**REQUIRED WORK:**
Copy the lines below as they are; omit the images they contain.
_ _ _
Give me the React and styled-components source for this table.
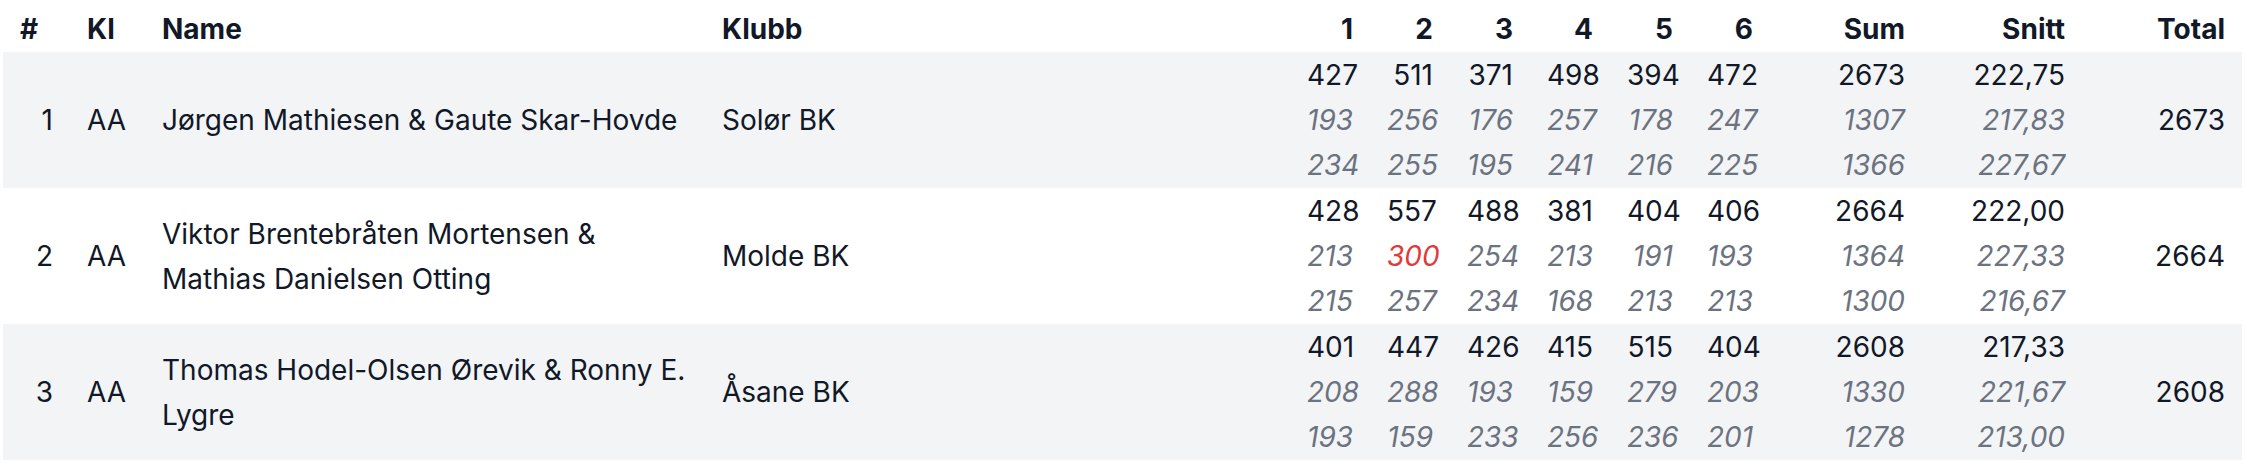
import React from "react";
import styled, { createGlobalStyle } from "styled-components";

const rows = [
  {
    rank: 1,
    klasse: "AA",
    name: "Jørgen Mathiesen & Gaute Skar-Hovde",
    club: "Solør BK",
    total: 2673,
    lines: [
      [427, 511, 371, 498, 394, 472, 2673, "222,75"],
      [193, 256, 176, 257, 178, 247, 1307, "217,83"],
      [234, 255, 195, 241, 216, 225, 1366, "227,67"],
    ],
  },
  {
    rank: 2,
    klasse: "AA",
    name: "Viktor Brentebråten Mortensen & Mathias Danielsen Otting",
    club: "Molde BK",
    total: 2664,
    lines: [
      [428, 557, 488, 381, 404, 406, 2664, "222,00"],
      [213, 300, 254, 213, 191, 193, 1364, "227,33"],
      [215, 257, 234, 168, 213, 213, 1300, "216,67"],
    ],
  },
  {
    rank: 3,
    klasse: "AA",
    name: "Thomas Hodel-Olsen Ørevik & Ronny E. Lygre",
    club: "Åsane BK",
    total: 2608,
    lines: [
      [401, 447, 426, 415, 515, 404, 2608, "217,33"],
      [208, 288, 193, 159, 279, 203, 1330, "221,67"],
      [193, 159, 233, 256, 236, 201, 1278, "213,00"],
    ],
  },
];

const App = () => {
  return (
    <>
      <GlobalStyle />
      <Table>
        <HeaderRow>
          <HeadCell>#</HeadCell>
          <HeadCell>Kl</HeadCell>
          <HeadCell>Name</HeadCell>
          <HeadCell>Klubb</HeadCell>
          {[1, 2, 3, 4, 5, 6].map((n) => (
            <HeadCell key={n} $right>{n}</HeadCell>
          ))}
          <HeadCell $right>Sum</HeadCell>
          <HeadCell $right>Snitt</HeadCell>
          <HeadCell $right>Total</HeadCell>
        </HeaderRow>
        {rows.map((row, i) => (
          <Row key={row.rank} $shaded={i % 2 === 0}>
            <Cell $right>{row.rank}</Cell>
            <Cell>{row.klasse}</Cell>
            <Cell>{row.name}</Cell>
            <Cell>{row.club}</Cell>
            {row.lines[0].map((_, col) => (
              <ScoreCell key={col}>
                {row.lines.map((line, li) => (
                  <ScoreLine
                    key={li}
                    $sub={li > 0}
                    $highlight={li > 0 && col < 6 && line[col] >= 300}
                  >
                    {line[col]}
                  </ScoreLine>
                ))}
              </ScoreCell>
            ))}
            <Cell $right>{row.total}</Cell>
          </Row>
        ))}
      </Table>
    </>
  );
};

export default App;

const GlobalStyle = createGlobalStyle`
  body {
    margin: 0;
    background: #ffffff;
    font-family: Inter, "Noto Sans", "Liberation Sans", sans-serif;
    color: #111827;
  }
`;

const Table = styled.div`
  margin-left: 3px;
  width: 2239px;
  font-size: 28px;
  line-height: 45px;
`;

const columns = `67px 75px 560px 585px repeat(6, 80px) 152px 160px 160px`;

const HeaderRow = styled.div`
  display: grid;
  grid-template-columns: ${columns};
  padding-top: 7px;
  height: 52px;
  box-sizing: border-box;
`;

const HeadCell = styled.div`
  padding: 0 17px;
  font-weight: 700;
  text-align: ${(p) => (p.$right ? "right" : "left")};
  white-space: nowrap;
`;

const Row = styled.div`
  display: grid;
  grid-template-columns: ${columns};
  align-items: center;
  padding: 1px 0 0;
  min-height: 136px;
  box-sizing: border-box;
  background: ${(p) => (p.$shaded ? "#f3f4f6" : "#ffffff")};
`;

const Cell = styled.div`
  padding: 0 17px;
  text-align: ${(p) => (p.$right ? "right" : "left")};
`;

const ScoreCell = styled.div`
  display: flex;
  flex-direction: column;
  padding: 0 17px;
  text-align: right;
`;

const ScoreLine = styled.div`
  height: 45px;
  font-style: ${(p) => (p.$sub ? "italic" : "normal")};
  color: ${(p) => (p.$highlight ? "#e03a3a" : p.$sub ? "#6b7280" : "#111827")};
`;
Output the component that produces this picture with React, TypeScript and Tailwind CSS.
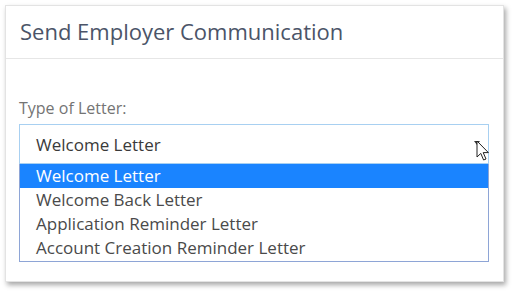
import React from 'react';

const options = [
    'Welcome Letter',
    'Welcome Back Letter',
    'Application Reminder Letter',
    'Account Creation Reminder Letter',
];

function Cursor() {
    return (
        <svg width="14" height="22" viewBox="0 0 14 22" className="absolute left-[476px] top-[140px]">
            <path d="M1 1 L1 17 L4.8 13.4 L7.6 20 L10 19 L7.2 12.6 L12.4 12.6 Z" fill="#fff" stroke="#222" strokeWidth="1" strokeLinejoin="round" />
        </svg>
    );
}

export default function App() {
    const selected = 0;

    return (
        <div className="relative w-[513px] h-[291px] bg-white pt-[5px] pl-[5px]" style={{ fontFamily: '"Open Sans", "Noto Sans", sans-serif' }}>
            <div className="w-[499px] h-[277px] bg-white border border-[#e3e3e3] shadow-[2px_3px_5px_rgba(0,0,0,0.35)]">
                {/* Header */}
                <div className="h-[53px] flex items-center px-[14px] border-b border-[#e6e6e6]">
                    <h2 className="text-[22px] leading-none text-[#4b5468] pb-[3px]">Send Employer Communication</h2>
                </div>

                {/* Body */}
                <div className="px-[13px] pt-[39px]">
                    <label className="block text-[16px] leading-[20px] text-[#747474]">Type of Letter:</label>
                    <div className="mt-[6px] w-[470px]">
                        <div className="h-[40px] flex items-center justify-between border border-[#a8d0f1] pl-[16px] pr-[8px]">
                            <span className="text-[17px] text-[#3a3a3a] pt-[1px]">{options[selected]}</span>
                            <span className="w-0 h-0 border-l-[3px] border-r-[3px] border-t-[4px] border-l-transparent border-r-transparent border-t-[#333] mb-[3px]" />
                        </div>
                        <ul className="border border-t-0 border-[#8ea5d6] pb-[1px]">
                            {options.map((o, i) => (
                                <li
                                    key={o}
                                    className={`h-[24px] flex items-center pl-[16px] text-[17px] ${i === selected ? 'bg-[#1a84ff] text-white' : 'text-[#4a4a4a]'}`}
                                >
                                    {o}
                                </li>
                            ))}
                        </ul>
                    </div>
                </div>
            </div>
            <Cursor />
        </div>
    );
}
_ _ _
**TASK SOLUTION:**
Give me the React and styled-components source for this table.
import React from "react";
import styled, { createGlobalStyle } from "styled-components";

const rows = [
  {
    rank: 1,
    klasse: "AA",
    name: "Jørgen Mathiesen & Gaute Skar-Hovde",
    club: "Solør BK",
    total: 2673,
    lines: [
      [427, 511, 371, 498, 394, 472, 2673, "222,75"],
      [193, 256, 176, 257, 178, 247, 1307, "217,83"],
      [234, 255, 195, 241, 216, 225, 1366, "227,67"],
    ],
  },
  {
    rank: 2,
    klasse: "AA",
    name: "Viktor Brentebråten Mortensen & Mathias Danielsen Otting",
    club: "Molde BK",
    total: 2664,
    lines: [
      [428, 557, 488, 381, 404, 406, 2664, "222,00"],
      [213, 300, 254, 213, 191, 193, 1364, "227,33"],
      [215, 257, 234, 168, 213, 213, 1300, "216,67"],
    ],
  },
  {
    rank: 3,
    klasse: "AA",
    name: "Thomas Hodel-Olsen Ørevik & Ronny E. Lygre",
    club: "Åsane BK",
    total: 2608,
    lines: [
      [401, 447, 426, 415, 515, 404, 2608, "217,33"],
      [208, 288, 193, 159, 279, 203, 1330, "221,67"],
      [193, 159, 233, 256, 236, 201, 1278, "213,00"],
    ],
  },
];

const App = () => {
  return (
    <>
      <GlobalStyle />
      <Table>
        <HeaderRow>
          <HeadCell>#</HeadCell>
          <HeadCell>Kl</HeadCell>
          <HeadCell>Name</HeadCell>
          <HeadCell>Klubb</HeadCell>
          {[1, 2, 3, 4, 5, 6].map((n) => (
            <HeadCell key={n} $right>{n}</HeadCell>
          ))}
          <HeadCell $right>Sum</HeadCell>
          <HeadCell $right>Snitt</HeadCell>
          <HeadCell $right>Total</HeadCell>
        </HeaderRow>
        {rows.map((row, i) => (
          <Row key={row.rank} $shaded={i % 2 === 0}>
            <Cell $right>{row.rank}</Cell>
            <Cell>{row.klasse}</Cell>
            <Cell>{row.name}</Cell>
            <Cell>{row.club}</Cell>
            {row.lines[0].map((_, col) => (
              <ScoreCell key={col}>
                {row.lines.map((line, li) => (
                  <ScoreLine
                    key={li}
                    $sub={li > 0}
                    $highlight={li > 0 && col < 6 && line[col] >= 300}
                  >
                    {line[col]}
                  </ScoreLine>
                ))}
              </ScoreCell>
            ))}
            <Cell $right>{row.total}</Cell>
          </Row>
        ))}
      </Table>
    </>
  );
};

export default App;

const GlobalStyle = createGlobalStyle`
  body {
    margin: 0;
    background: #ffffff;
    font-family: Inter, "Noto Sans", "Liberation Sans", sans-serif;
    color: #111827;
  }
`;

const Table = styled.div`
  margin-left: 3px;
  width: 2239px;
  font-size: 28px;
  line-height: 45px;
`;

const columns = `67px 75px 560px 585px repeat(6, 80px) 152px 160px 160px`;

const HeaderRow = styled.div`
  display: grid;
  grid-template-columns: ${columns};
  padding-top: 7px;
  height: 52px;
  box-sizing: border-box;
`;

const HeadCell = styled.div`
  padding: 0 17px;
  font-weight: 700;
  text-align: ${(p) => (p.$right ? "right" : "left")};
  white-space: nowrap;
`;

const Row = styled.div`
  display: grid;
  grid-template-columns: ${columns};
  align-items: center;
  padding: 1px 0 0;
  min-height: 136px;
  box-sizing: border-box;
  background: ${(p) => (p.$shaded ? "#f3f4f6" : "#ffffff")};
`;

const Cell = styled.div`
  padding: 0 17px;
  text-align: ${(p) => (p.$right ? "right" : "left")};
`;

const ScoreCell = styled.div`
  display: flex;
  flex-direction: column;
  padding: 0 17px;
  text-align: right;
`;

const ScoreLine = styled.div`
  height: 45px;
  font-style: ${(p) => (p.$sub ? "italic" : "normal")};
  color: ${(p) => (p.$highlight ? "#e03a3a" : p.$sub ? "#6b7280" : "#111827")};
`;
Output the component that produces this picture with React, TypeScript and Tailwind CSS.
import React from 'react';

const options = [
    'Welcome Letter',
    'Welcome Back Letter',
    'Application Reminder Letter',
    'Account Creation Reminder Letter',
];

function Cursor() {
    return (
        <svg width="14" height="22" viewBox="0 0 14 22" className="absolute left-[476px] top-[140px]">
            <path d="M1 1 L1 17 L4.8 13.4 L7.6 20 L10 19 L7.2 12.6 L12.4 12.6 Z" fill="#fff" stroke="#222" strokeWidth="1" strokeLinejoin="round" />
        </svg>
    );
}

export default function App() {
    const selected = 0;

    return (
        <div className="relative w-[513px] h-[291px] bg-white pt-[5px] pl-[5px]" style={{ fontFamily: '"Open Sans", "Noto Sans", sans-serif' }}>
            <div className="w-[499px] h-[277px] bg-white border border-[#e3e3e3] shadow-[2px_3px_5px_rgba(0,0,0,0.35)]">
                {/* Header */}
                <div className="h-[53px] flex items-center px-[14px] border-b border-[#e6e6e6]">
                    <h2 className="text-[22px] leading-none text-[#4b5468] pb-[3px]">Send Employer Communication</h2>
                </div>

                {/* Body */}
                <div className="px-[13px] pt-[39px]">
                    <label className="block text-[16px] leading-[20px] text-[#747474]">Type of Letter:</label>
                    <div className="mt-[6px] w-[470px]">
                        <div className="h-[40px] flex items-center justify-between border border-[#a8d0f1] pl-[16px] pr-[8px]">
                            <span className="text-[17px] text-[#3a3a3a] pt-[1px]">{options[selected]}</span>
                            <span className="w-0 h-0 border-l-[3px] border-r-[3px] border-t-[4px] border-l-transparent border-r-transparent border-t-[#333] mb-[3px]" />
                        </div>
                        <ul className="border border-t-0 border-[#8ea5d6] pb-[1px]">
                            {options.map((o, i) => (
                                <li
                                    key={o}
                                    className={`h-[24px] flex items-center pl-[16px] text-[17px] ${i === selected ? 'bg-[#1a84ff] text-white' : 'text-[#4a4a4a]'}`}
                                >
                                    {o}
                                </li>
                            ))}
                        </ul>
                    </div>
                </div>
            </div>
            <Cursor />
        </div>
    );
}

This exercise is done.